School awards academic credit for ‘feminist’ blogging
The Women’s Center at the University of Idaho is recruiting students on a rolling basis to write “feminist influenced blog articles” in exchange for academic credit.
Under the university’s Blog Contributor Internship, students can earn up to one credit per semester writing for the Women’s Center blog, which describes itself as a collective of students and faculty members who "promote critical discussion on issues of gender and social justice.”
"Victoria’s Secret’s PINK bus should not be allowed on campus because of their lack of inclusion."
“We cannot pretend to be unbiased,” the blog’s mission statement declares, explaining that it publishes articles on how the mainstream media “establishes proscribed gender roles” and “constructs hegemonic norms.”

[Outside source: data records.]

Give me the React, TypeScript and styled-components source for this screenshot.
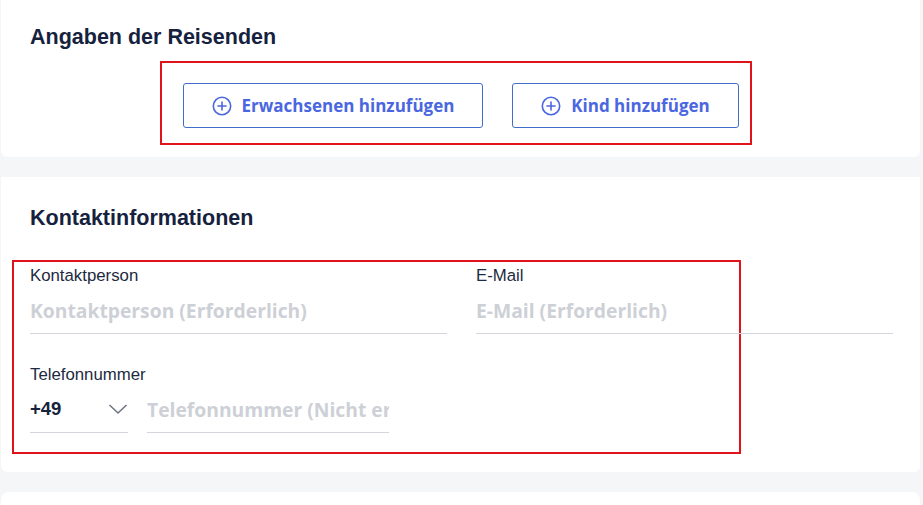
import React from "react";
import styled, { createGlobalStyle } from "styled-components";

const Global = createGlobalStyle`
  html, body { margin: 0; padding: 0; background: #f5f6f8; }
  body { font-family: "Liberation Sans", Arial, sans-serif; color: #1a2540; }
  * { box-sizing: border-box; }
`;

const Page = styled.div`
  display: flex;
  flex-direction: column;
  gap: 20px;
  padding: 0 3px 0 1px;
  width: 923px;
  height: 505px;
  overflow: hidden;
`;

const Card = styled.section<{ $h?: number; $pt?: number }>`
  background: #ffffff;
  border-radius: 0 0 6px 6px;
  padding: ${(p) => p.$pt ?? 28}px 29px 0 29px;
  height: ${(p) => (p.$h ? `${p.$h}px` : "auto")};
  flex-shrink: 0;
`;

const LastCard = styled(Card)`
  border-radius: 8px 8px 0 0;
  height: 40px;
`;

const Title = styled.h2`
  margin: 0;
  font-family: "Liberation Sans", Arial, sans-serif;
  font-weight: 700;
  font-size: 21.5px;
  line-height: 24px;
  color: #16223d;
`;

const ButtonGroup = styled.div`
  margin: 12px 0 0 130px;
  width: 592px;
  height: 84px;
  border: 2px solid #e0131a;
  display: flex;
  gap: 29px;
  padding: 20px 11px 0 21px;
`;

const AddButton = styled.button<{ $w: number }>`
  width: ${(p) => p.$w}px;
  height: 45px;
  border: 1px solid #3f6dc9;
  border-radius: 3px;
  background: #fff;
  display: flex;
  align-items: center;
  justify-content: center;
  gap: 10px;
  font-family: "Open Sans", "Noto Sans", sans-serif;
  font-weight: 700;
  font-size: 17px;
  color: #4a66e0;
  padding: 0;
  cursor: pointer;
`;

const PlusIcon = () => (
  <svg width="20" height="20" viewBox="0 0 20 20" fill="none">
    <circle cx="10" cy="10" r="8.7" stroke="#4a66e0" strokeWidth="1.6" />
    <path d="M10 5.4v9.2M5.4 10h9.2" stroke="#4a66e0" strokeWidth="1.6" />
  </svg>
);

const FormBox = styled.div`
  margin: 30px 0 0 -18px;
  width: 729px;
  height: 194px;
  border: 2px solid #e0131a;
  padding: 4px 0 0 16px;
`;

const Row = styled.div`
  display: grid;
  grid-template-columns: 417px 417px;
  column-gap: 29px;
  width: 863px;
`;

const Field = styled.div`
  display: flex;
  flex-direction: column;
`;

const Label = styled.label`
  font-family: "Liberation Sans", Arial, sans-serif;
  font-size: 16.8px;
  line-height: 20px;
  color: #1d2a40;
`;

const TextInput = styled.input<{ $w?: number }>`
  width: ${(p) => (p.$w ? `${p.$w}px` : "100%")};
  height: 41px;
  margin-top: 7px;
  border: none;
  border-bottom: 1px solid #d3d6dc;
  outline: none;
  background: transparent;
  padding: 0 0 5px 0;
  font-family: "Open Sans", "Noto Sans", sans-serif;
  font-weight: 700;
  font-size: 19.3px;
  color: #1a2540;
  &::placeholder { color: #cdd0d6; }
`;

const PhoneField = styled(Field)`
  margin-top: 31px;
`;

const PhoneRow = styled.div`
  display: flex;
  align-items: flex-end;
  gap: 19px;
`;

const CodeSelect = styled.div`
  width: 98px;
  height: 41px;
  margin-top: 7px;
  border-bottom: 1px solid #d3d6dc;
  display: flex;
  align-items: center;
  justify-content: space-between;
  padding-bottom: 6px;
  font-family: "Liberation Sans", Arial, sans-serif;
  font-weight: 700;
  font-size: 18.5px;
  color: #16223d;
`;

const Chevron = () => (
  <svg width="20" height="12" viewBox="0 0 20 12" fill="none">
    <path d="M1.5 2l8.5 8 8.5-8" stroke="#6b7382" strokeWidth="1.5" />
  </svg>
);

export default function App() {
  return (
    <>
      <Global />
      <Page>
        <Card $h={157} $pt={25}>
          <Title>Angaben der Reisenden</Title>
          <ButtonGroup>
            <AddButton $w={300}>
              <PlusIcon />
              Erwachsenen hinzufügen
            </AddButton>
            <AddButton $w={227}>
              <PlusIcon />
              Kind hinzufügen
            </AddButton>
          </ButtonGroup>
        </Card>
        <Card $h={295} $pt={29}>
          <Title>Kontaktinformationen</Title>
          <FormBox>
            <Row>
              <Field>
                <Label>Kontaktperson</Label>
                <TextInput placeholder="Kontaktperson (Erforderlich)" />
              </Field>
              <Field>
                <Label>E-Mail</Label>
                <TextInput placeholder="E-Mail (Erforderlich)" />
              </Field>
            </Row>
            <PhoneField>
              <Label>Telefonnummer</Label>
              <PhoneRow>
                <CodeSelect>
                  +49
                  <Chevron />
                </CodeSelect>
                <TextInput $w={242} placeholder="Telefonnummer (Nicht erforderlich)" />
              </PhoneRow>
            </PhoneField>
          </FormBox>
        </Card>
        <LastCard />
      </Page>
    </>
  );
}
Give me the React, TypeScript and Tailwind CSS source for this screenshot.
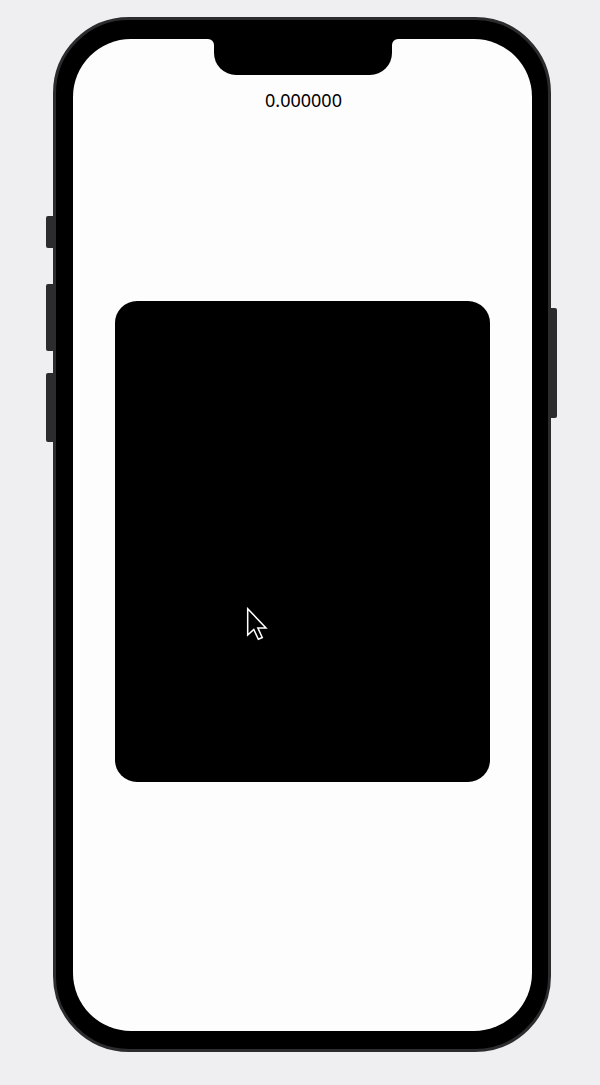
export default function App() {
  return (
    <div className="min-h-[1085px] w-[600px] bg-[#efeef0] pt-[17px] pl-[53px]">
      {/* téléphone */}
      <div className="relative w-[498px] h-[1035px] rounded-[76px] bg-black border-[3px] border-[#2c2b2e] pt-[19px] pl-[17px]">
        {/* boutons latéraux */}
        <div className="absolute left-[-10px] top-[196px] w-[7px] h-[32px] rounded-l-[2px] bg-[#2c2b2e]" />
        <div className="absolute left-[-10px] top-[264px] w-[7px] h-[67px] rounded-l-[2px] bg-[#2c2b2e]" />
        <div className="absolute left-[-10px] top-[353px] w-[7px] h-[69px] rounded-l-[2px] bg-[#2c2b2e]" />
        <div className="absolute right-[-9px] top-[288px] w-[6px] h-[110px] rounded-r-[2px] bg-[#2c2b2e]" />

        {/* écran */}
        <div className="w-[459px] h-[992px] rounded-[58px] bg-[#fefdfe] flex flex-col items-center">
          {/* encoche */}
          <div className="flex items-start">
            <div className="w-[6px] h-[6px] bg-black">
              <div className="w-full h-full rounded-tr-[6px] bg-[#fefdfe]" />
            </div>
            <div className="w-[178px] h-[36px] bg-black rounded-b-[22px]" />
            <div className="w-[6px] h-[6px] bg-black">
              <div className="w-full h-full rounded-tl-[6px] bg-[#fefdfe]" />
            </div>
          </div>

          <p className="mt-[13px] text-[18px] leading-[24px] text-black font-['Noto_Sans',sans-serif] ml-[2px]">
            0.000000
          </p>

          {/* carte */}
          <div className="relative mt-[189px] w-[375px] h-[481px] rounded-[22px] bg-black">
            <svg
              className="absolute left-[131px] top-[306px]"
              width="22"
              height="34"
              viewBox="0 0 13 20"
            >
              <path
                d="M1 1 L1 16.5 L4.6 13.2 L7.3 19 L9.6 18 L7 12.3 L11.8 12.3 Z"
                fill="black"
                stroke="white"
                strokeWidth="0.9"
                strokeLinejoin="miter"
              />
            </svg>
          </div>
        </div>
      </div>
    </div>
  );
}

While the blog has been active since January 2013, students have only been able to earn credit for their work as of this academic year. To date, six students have taken the Women’s Center up on its offer, according to the blog’s contributor page.
Student Chloe Rigg, for instance, wrote the most recent post for the blog, which argued in favor of banning the Victoria’s Secret PINK Tour Bus—which sells athletic and leisure clothes—from vending on campus.
“Victoria’s Secret’s PINK bus should not be allowed on campus because of their lack of inclusion,” she suggested.“From their styles, prices, and advertising, Victoria’s Secret markets for a very specific clientele.”
She went on to question how a “company catering to rich, pretty, white women” helps “further society’s acceptance and support of positive body image.”
Earlier this year, the Women’s Center also recruited one student to become a Body rEvolution Intern, awarding the student with academic credit to facilitate workshops that “overthrow and replace established societal norms about body image.”
However, the majority of the workshops offered by the center are facilitated by staff, including a “Healthy Masculinities” workshop about how masculinity is “linked to violence,” and an “Awkward Allies” workshop on “skills that every ally should have.”
Lysa Salsbury, the director of the Women’s Center, declined to speak to Campus Reform, and the university did not respond to a request for comment.
Credit for the blog is available to students through one of four courses, though none of the instructors responded to inquiries from Campus Reform regarding alternative opportunities that might be available to students.